== GIVEN INFORMATION ==
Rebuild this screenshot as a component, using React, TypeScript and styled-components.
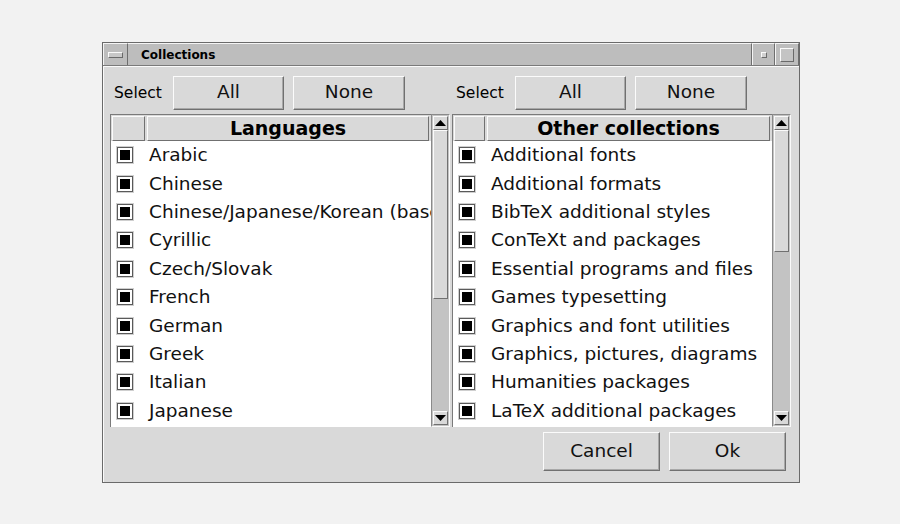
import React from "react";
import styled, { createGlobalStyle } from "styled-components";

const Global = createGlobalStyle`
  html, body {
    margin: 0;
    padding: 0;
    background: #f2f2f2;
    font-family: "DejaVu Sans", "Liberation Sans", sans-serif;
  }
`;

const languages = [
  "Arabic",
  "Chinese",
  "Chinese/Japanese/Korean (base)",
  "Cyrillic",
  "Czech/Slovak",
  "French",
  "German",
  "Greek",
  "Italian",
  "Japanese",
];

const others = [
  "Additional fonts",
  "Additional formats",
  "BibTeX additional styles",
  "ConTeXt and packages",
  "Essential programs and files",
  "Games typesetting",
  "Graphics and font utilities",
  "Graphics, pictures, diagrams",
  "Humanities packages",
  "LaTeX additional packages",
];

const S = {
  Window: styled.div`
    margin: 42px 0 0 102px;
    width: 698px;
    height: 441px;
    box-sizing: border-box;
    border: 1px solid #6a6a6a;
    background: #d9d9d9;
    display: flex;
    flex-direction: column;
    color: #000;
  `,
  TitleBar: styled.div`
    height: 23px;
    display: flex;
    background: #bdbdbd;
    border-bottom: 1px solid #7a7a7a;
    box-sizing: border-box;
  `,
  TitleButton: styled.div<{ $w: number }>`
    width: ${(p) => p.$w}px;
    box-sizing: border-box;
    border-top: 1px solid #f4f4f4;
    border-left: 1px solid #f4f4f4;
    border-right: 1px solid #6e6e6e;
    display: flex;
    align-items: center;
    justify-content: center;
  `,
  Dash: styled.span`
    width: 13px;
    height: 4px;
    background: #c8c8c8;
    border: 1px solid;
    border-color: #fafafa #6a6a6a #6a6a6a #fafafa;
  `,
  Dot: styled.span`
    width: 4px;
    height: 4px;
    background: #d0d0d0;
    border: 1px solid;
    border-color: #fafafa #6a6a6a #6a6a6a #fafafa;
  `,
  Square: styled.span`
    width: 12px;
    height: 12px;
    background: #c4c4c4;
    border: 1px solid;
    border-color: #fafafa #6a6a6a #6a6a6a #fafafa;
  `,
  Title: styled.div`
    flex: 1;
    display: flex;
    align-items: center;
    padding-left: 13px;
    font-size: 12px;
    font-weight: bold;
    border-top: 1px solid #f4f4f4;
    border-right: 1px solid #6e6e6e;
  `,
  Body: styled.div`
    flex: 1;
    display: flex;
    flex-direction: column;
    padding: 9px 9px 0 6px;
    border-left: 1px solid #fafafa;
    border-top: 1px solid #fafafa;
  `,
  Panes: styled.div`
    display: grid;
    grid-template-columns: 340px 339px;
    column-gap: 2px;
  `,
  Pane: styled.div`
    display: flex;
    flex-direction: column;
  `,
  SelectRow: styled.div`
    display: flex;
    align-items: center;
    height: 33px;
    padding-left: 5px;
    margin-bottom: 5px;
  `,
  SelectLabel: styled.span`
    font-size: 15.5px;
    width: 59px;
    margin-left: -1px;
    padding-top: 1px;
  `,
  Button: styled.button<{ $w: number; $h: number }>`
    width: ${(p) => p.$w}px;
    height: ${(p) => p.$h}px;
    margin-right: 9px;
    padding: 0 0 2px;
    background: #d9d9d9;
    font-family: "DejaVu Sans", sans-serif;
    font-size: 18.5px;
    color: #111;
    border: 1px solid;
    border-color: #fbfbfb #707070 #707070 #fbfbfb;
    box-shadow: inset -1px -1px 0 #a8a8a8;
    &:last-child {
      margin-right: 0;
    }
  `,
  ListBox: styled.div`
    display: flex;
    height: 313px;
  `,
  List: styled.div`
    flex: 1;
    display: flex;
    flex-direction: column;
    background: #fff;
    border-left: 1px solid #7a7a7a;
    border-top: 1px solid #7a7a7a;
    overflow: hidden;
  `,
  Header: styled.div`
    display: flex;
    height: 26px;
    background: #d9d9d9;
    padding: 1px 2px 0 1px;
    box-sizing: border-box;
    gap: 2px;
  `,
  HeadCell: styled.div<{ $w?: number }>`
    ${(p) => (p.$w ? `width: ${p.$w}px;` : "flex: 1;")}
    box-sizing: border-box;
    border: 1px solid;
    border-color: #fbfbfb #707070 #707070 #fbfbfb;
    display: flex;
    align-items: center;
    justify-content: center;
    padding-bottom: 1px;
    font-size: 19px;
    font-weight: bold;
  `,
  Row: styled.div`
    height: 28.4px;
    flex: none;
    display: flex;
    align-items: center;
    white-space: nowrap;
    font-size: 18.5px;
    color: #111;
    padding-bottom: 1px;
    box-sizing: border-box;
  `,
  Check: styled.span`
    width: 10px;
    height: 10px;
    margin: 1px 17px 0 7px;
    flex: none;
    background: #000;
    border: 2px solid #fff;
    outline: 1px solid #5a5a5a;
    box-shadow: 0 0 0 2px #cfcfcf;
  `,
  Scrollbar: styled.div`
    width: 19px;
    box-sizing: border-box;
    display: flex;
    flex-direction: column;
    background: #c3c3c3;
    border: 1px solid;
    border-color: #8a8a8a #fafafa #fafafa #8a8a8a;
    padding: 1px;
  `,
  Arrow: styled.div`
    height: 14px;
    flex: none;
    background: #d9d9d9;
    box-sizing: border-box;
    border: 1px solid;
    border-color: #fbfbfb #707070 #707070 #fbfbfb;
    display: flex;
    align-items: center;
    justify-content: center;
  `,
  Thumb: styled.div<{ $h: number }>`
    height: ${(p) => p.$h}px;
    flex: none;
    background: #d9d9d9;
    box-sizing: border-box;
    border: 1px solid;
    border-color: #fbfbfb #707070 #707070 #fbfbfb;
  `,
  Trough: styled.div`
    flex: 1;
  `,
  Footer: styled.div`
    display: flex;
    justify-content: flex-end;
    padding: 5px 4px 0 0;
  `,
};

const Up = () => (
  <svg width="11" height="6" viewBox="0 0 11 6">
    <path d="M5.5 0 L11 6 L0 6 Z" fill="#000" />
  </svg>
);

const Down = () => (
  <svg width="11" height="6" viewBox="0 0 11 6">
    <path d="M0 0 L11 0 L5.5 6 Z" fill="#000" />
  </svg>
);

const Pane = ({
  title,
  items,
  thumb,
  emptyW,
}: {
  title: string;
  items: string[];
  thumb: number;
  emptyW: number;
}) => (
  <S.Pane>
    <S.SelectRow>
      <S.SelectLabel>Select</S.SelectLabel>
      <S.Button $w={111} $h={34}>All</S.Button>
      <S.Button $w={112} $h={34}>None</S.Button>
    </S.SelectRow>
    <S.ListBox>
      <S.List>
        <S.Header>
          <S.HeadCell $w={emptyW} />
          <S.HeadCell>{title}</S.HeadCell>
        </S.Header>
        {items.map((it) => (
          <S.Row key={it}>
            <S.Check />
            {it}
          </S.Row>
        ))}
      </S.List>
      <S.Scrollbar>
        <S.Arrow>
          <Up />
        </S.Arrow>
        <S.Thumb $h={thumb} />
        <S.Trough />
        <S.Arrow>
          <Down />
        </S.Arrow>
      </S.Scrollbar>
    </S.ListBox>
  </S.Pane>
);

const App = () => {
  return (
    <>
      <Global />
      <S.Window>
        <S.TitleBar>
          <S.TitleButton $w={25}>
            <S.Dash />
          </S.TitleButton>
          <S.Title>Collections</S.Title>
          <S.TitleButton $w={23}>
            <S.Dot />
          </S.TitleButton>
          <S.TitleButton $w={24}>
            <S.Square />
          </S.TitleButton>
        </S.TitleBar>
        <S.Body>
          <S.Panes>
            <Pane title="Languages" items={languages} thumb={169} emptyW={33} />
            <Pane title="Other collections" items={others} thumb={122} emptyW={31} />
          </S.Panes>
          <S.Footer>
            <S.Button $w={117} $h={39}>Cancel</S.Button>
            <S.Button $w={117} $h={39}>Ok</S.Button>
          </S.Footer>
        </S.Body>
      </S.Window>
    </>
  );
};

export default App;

== THE REQUEST ==
Locate all lines that include the word "components" and copy them out.

== OUTPUT FOR THIS TASK ==
Rebuild this screenshot as a component, using React, TypeScript and styled-components.
import styled, { createGlobalStyle } from "styled-components";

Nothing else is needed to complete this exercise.